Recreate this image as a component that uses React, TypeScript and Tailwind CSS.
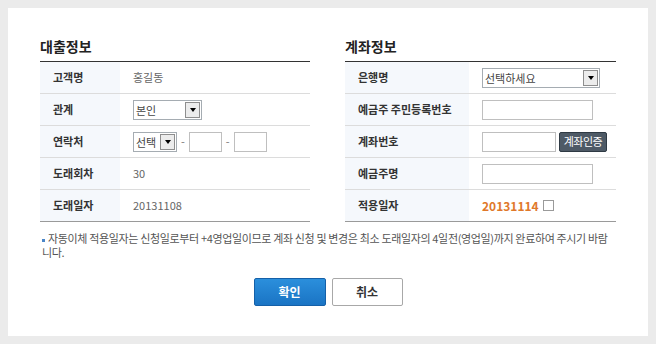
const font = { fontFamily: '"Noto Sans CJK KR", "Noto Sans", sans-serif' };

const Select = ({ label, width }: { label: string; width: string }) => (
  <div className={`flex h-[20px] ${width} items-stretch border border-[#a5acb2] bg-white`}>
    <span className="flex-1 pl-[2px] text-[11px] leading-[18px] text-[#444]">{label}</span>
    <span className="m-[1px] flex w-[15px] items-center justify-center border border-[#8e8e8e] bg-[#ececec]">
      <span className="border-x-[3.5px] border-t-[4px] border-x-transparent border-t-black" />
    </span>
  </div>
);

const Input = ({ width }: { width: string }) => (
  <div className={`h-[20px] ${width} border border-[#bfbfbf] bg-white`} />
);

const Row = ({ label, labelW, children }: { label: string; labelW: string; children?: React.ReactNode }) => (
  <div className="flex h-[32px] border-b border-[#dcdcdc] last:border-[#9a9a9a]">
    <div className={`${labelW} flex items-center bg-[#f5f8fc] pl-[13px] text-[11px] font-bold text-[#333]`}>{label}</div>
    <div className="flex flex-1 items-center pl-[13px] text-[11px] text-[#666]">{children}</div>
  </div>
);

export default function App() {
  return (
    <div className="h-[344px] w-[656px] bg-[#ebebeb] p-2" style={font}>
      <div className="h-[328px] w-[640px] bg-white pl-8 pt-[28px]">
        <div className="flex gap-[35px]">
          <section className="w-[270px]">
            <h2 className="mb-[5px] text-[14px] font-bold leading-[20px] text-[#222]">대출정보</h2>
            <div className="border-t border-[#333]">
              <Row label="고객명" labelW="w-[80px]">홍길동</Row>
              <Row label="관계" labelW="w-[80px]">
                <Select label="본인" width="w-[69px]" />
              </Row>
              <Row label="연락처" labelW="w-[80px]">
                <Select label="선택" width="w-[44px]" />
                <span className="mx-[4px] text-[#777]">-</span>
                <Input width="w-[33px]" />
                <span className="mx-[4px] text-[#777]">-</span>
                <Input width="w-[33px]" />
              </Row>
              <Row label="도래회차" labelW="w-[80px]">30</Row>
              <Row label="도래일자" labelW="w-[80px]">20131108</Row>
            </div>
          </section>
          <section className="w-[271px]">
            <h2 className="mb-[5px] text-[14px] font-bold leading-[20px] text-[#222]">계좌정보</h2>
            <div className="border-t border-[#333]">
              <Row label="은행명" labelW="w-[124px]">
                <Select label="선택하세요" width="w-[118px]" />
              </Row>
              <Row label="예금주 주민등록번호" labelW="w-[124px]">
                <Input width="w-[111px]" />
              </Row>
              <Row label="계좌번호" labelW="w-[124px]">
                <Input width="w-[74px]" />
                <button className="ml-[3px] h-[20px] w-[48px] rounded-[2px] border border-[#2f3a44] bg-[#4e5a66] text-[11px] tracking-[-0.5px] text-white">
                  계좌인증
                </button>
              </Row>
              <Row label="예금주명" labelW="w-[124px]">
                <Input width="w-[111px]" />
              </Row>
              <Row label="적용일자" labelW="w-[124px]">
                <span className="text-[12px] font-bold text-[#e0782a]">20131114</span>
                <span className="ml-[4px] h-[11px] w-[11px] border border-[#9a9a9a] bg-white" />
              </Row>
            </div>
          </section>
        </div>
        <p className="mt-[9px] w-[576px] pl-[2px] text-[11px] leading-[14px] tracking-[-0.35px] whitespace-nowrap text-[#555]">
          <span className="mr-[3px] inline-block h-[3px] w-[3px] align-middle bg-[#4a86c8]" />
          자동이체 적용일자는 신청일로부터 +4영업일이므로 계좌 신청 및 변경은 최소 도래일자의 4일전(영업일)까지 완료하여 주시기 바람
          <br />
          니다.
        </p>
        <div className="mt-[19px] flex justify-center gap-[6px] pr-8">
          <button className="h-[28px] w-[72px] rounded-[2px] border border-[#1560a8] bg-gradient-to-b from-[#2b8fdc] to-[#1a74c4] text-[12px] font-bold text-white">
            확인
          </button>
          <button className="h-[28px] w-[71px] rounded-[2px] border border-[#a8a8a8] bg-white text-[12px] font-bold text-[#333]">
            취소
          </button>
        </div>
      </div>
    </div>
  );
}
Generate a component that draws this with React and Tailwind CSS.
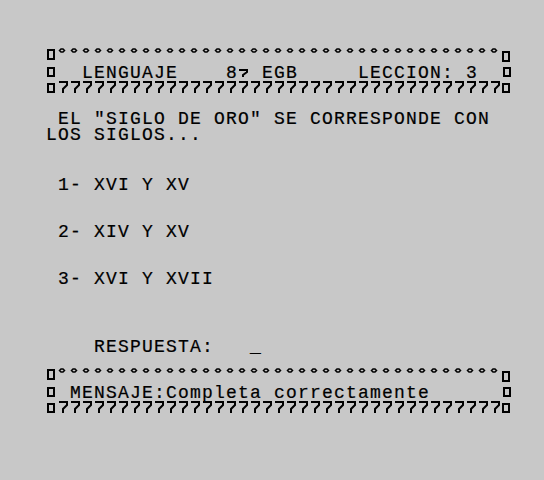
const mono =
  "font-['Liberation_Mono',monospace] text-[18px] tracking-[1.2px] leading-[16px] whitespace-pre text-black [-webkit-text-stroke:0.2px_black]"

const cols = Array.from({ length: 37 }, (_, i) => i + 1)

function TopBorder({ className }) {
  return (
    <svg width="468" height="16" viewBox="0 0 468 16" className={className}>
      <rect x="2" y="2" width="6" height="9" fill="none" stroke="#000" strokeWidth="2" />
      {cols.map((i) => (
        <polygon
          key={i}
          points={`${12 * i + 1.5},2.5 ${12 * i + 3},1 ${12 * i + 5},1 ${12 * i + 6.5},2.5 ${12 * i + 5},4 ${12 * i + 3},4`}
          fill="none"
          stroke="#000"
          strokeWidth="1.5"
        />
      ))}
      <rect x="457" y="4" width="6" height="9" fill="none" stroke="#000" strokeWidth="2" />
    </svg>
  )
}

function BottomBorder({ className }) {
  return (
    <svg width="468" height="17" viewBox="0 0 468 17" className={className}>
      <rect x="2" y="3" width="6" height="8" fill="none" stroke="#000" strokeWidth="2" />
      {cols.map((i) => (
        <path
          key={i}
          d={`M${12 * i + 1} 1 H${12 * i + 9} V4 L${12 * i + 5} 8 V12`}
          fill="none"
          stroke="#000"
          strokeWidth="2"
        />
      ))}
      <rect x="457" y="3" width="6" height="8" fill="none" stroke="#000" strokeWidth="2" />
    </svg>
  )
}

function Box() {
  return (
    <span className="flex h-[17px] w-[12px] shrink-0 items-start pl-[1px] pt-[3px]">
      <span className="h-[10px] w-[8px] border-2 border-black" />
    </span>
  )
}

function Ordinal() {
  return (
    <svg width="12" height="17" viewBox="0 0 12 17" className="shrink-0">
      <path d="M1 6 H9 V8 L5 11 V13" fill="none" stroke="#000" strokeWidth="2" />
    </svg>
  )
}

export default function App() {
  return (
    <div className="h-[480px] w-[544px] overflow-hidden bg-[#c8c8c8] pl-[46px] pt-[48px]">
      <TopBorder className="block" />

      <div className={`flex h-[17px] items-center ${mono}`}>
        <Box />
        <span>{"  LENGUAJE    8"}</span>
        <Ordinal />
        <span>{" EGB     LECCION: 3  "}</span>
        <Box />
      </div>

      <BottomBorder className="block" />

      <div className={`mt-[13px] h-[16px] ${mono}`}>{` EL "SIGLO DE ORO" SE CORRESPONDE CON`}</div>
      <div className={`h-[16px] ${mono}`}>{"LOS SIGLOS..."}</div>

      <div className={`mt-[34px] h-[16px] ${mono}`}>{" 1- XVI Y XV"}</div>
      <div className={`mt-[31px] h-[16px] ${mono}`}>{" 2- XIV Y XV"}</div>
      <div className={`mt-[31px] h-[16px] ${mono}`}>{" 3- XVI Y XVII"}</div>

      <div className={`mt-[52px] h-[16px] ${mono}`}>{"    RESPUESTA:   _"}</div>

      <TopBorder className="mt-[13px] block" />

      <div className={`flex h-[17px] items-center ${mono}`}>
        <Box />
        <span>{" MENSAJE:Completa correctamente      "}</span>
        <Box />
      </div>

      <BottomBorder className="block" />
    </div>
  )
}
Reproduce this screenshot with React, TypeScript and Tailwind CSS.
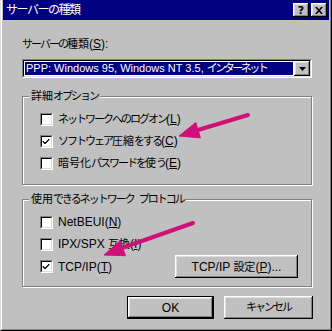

=-=-=

Quote the records in full and exactly; skip any image.

• **Output for this task**
Recreate this image as a component that uses React, TypeScript and Tailwind CSS.
const font = { fontFamily: '"Noto Sans CJK KR", "Noto Sans", sans-serif' };

const Select = ({ label, width }: { label: string; width: string }) => (
  <div className={`flex h-[20px] ${width} items-stretch border border-[#a5acb2] bg-white`}>
    <span className="flex-1 pl-[2px] text-[11px] leading-[18px] text-[#444]">{label}</span>
    <span className="m-[1px] flex w-[15px] items-center justify-center border border-[#8e8e8e] bg-[#ececec]">
      <span className="border-x-[3.5px] border-t-[4px] border-x-transparent border-t-black" />
    </span>
  </div>
);

const Input = ({ width }: { width: string }) => (
  <div className={`h-[20px] ${width} border border-[#bfbfbf] bg-white`} />
);

const Row = ({ label, labelW, children }: { label: string; labelW: string; children?: React.ReactNode }) => (
  <div className="flex h-[32px] border-b border-[#dcdcdc] last:border-[#9a9a9a]">
    <div className={`${labelW} flex items-center bg-[#f5f8fc] pl-[13px] text-[11px] font-bold text-[#333]`}>{label}</div>
    <div className="flex flex-1 items-center pl-[13px] text-[11px] text-[#666]">{children}</div>
  </div>
);

export default function App() {
  return (
    <div className="h-[344px] w-[656px] bg-[#ebebeb] p-2" style={font}>
      <div className="h-[328px] w-[640px] bg-white pl-8 pt-[28px]">
        <div className="flex gap-[35px]">
          <section className="w-[270px]">
            <h2 className="mb-[5px] text-[14px] font-bold leading-[20px] text-[#222]">대출정보</h2>
            <div className="border-t border-[#333]">
              <Row label="고객명" labelW="w-[80px]">홍길동</Row>
              <Row label="관계" labelW="w-[80px]">
                <Select label="본인" width="w-[69px]" />
              </Row>
              <Row label="연락처" labelW="w-[80px]">
                <Select label="선택" width="w-[44px]" />
                <span className="mx-[4px] text-[#777]">-</span>
                <Input width="w-[33px]" />
                <span className="mx-[4px] text-[#777]">-</span>
                <Input width="w-[33px]" />
              </Row>
              <Row label="도래회차" labelW="w-[80px]">30</Row>
              <Row label="도래일자" labelW="w-[80px]">20131108</Row>
            </div>
          </section>
          <section className="w-[271px]">
            <h2 className="mb-[5px] text-[14px] font-bold leading-[20px] text-[#222]">계좌정보</h2>
            <div className="border-t border-[#333]">
              <Row label="은행명" labelW="w-[124px]">
                <Select label="선택하세요" width="w-[118px]" />
              </Row>
              <Row label="예금주 주민등록번호" labelW="w-[124px]">
                <Input width="w-[111px]" />
              </Row>
              <Row label="계좌번호" labelW="w-[124px]">
                <Input width="w-[74px]" />
                <button className="ml-[3px] h-[20px] w-[48px] rounded-[2px] border border-[#2f3a44] bg-[#4e5a66] text-[11px] tracking-[-0.5px] text-white">
                  계좌인증
                </button>
              </Row>
              <Row label="예금주명" labelW="w-[124px]">
                <Input width="w-[111px]" />
              </Row>
              <Row label="적용일자" labelW="w-[124px]">
                <span className="text-[12px] font-bold text-[#e0782a]">20131114</span>
                <span className="ml-[4px] h-[11px] w-[11px] border border-[#9a9a9a] bg-white" />
              </Row>
            </div>
          </section>
        </div>
        <p className="mt-[9px] w-[576px] pl-[2px] text-[11px] leading-[14px] tracking-[-0.35px] whitespace-nowrap text-[#555]">
          <span className="mr-[3px] inline-block h-[3px] w-[3px] align-middle bg-[#4a86c8]" />
          자동이체 적용일자는 신청일로부터 +4영업일이므로 계좌 신청 및 변경은 최소 도래일자의 4일전(영업일)까지 완료하여 주시기 바람
          <br />
          니다.
        </p>
        <div className="mt-[19px] flex justify-center gap-[6px] pr-8">
          <button className="h-[28px] w-[72px] rounded-[2px] border border-[#1560a8] bg-gradient-to-b from-[#2b8fdc] to-[#1a74c4] text-[12px] font-bold text-white">
            확인
          </button>
          <button className="h-[28px] w-[71px] rounded-[2px] border border-[#a8a8a8] bg-white text-[12px] font-bold text-[#333]">
            취소
          </button>
        </div>
      </div>
    </div>
  );
}
Generate a component that draws this with React and Tailwind CSS.
const mono =
  "font-['Liberation_Mono',monospace] text-[18px] tracking-[1.2px] leading-[16px] whitespace-pre text-black [-webkit-text-stroke:0.2px_black]"

const cols = Array.from({ length: 37 }, (_, i) => i + 1)

function TopBorder({ className }) {
  return (
    <svg width="468" height="16" viewBox="0 0 468 16" className={className}>
      <rect x="2" y="2" width="6" height="9" fill="none" stroke="#000" strokeWidth="2" />
      {cols.map((i) => (
        <polygon
          key={i}
          points={`${12 * i + 1.5},2.5 ${12 * i + 3},1 ${12 * i + 5},1 ${12 * i + 6.5},2.5 ${12 * i + 5},4 ${12 * i + 3},4`}
          fill="none"
          stroke="#000"
          strokeWidth="1.5"
        />
      ))}
      <rect x="457" y="4" width="6" height="9" fill="none" stroke="#000" strokeWidth="2" />
    </svg>
  )
}

function BottomBorder({ className }) {
  return (
    <svg width="468" height="17" viewBox="0 0 468 17" className={className}>
      <rect x="2" y="3" width="6" height="8" fill="none" stroke="#000" strokeWidth="2" />
      {cols.map((i) => (
        <path
          key={i}
          d={`M${12 * i + 1} 1 H${12 * i + 9} V4 L${12 * i + 5} 8 V12`}
          fill="none"
          stroke="#000"
          strokeWidth="2"
        />
      ))}
      <rect x="457" y="3" width="6" height="8" fill="none" stroke="#000" strokeWidth="2" />
    </svg>
  )
}

function Box() {
  return (
    <span className="flex h-[17px] w-[12px] shrink-0 items-start pl-[1px] pt-[3px]">
      <span className="h-[10px] w-[8px] border-2 border-black" />
    </span>
  )
}

function Ordinal() {
  return (
    <svg width="12" height="17" viewBox="0 0 12 17" className="shrink-0">
      <path d="M1 6 H9 V8 L5 11 V13" fill="none" stroke="#000" strokeWidth="2" />
    </svg>
  )
}

export default function App() {
  return (
    <div className="h-[480px] w-[544px] overflow-hidden bg-[#c8c8c8] pl-[46px] pt-[48px]">
      <TopBorder className="block" />

      <div className={`flex h-[17px] items-center ${mono}`}>
        <Box />
        <span>{"  LENGUAJE    8"}</span>
        <Ordinal />
        <span>{" EGB     LECCION: 3  "}</span>
        <Box />
      </div>

      <BottomBorder className="block" />

      <div className={`mt-[13px] h-[16px] ${mono}`}>{` EL "SIGLO DE ORO" SE CORRESPONDE CON`}</div>
      <div className={`h-[16px] ${mono}`}>{"LOS SIGLOS..."}</div>

      <div className={`mt-[34px] h-[16px] ${mono}`}>{" 1- XVI Y XV"}</div>
      <div className={`mt-[31px] h-[16px] ${mono}`}>{" 2- XIV Y XV"}</div>
      <div className={`mt-[31px] h-[16px] ${mono}`}>{" 3- XVI Y XVII"}</div>

      <div className={`mt-[52px] h-[16px] ${mono}`}>{"    RESPUESTA:   _"}</div>

      <TopBorder className="mt-[13px] block" />

      <div className={`flex h-[17px] items-center ${mono}`}>
        <Box />
        <span>{" MENSAJE:Completa correctamente      "}</span>
        <Box />
      </div>

      <BottomBorder className="block" />
    </div>
  )
}
Reproduce this screenshot with React, TypeScript and Tailwind CSS.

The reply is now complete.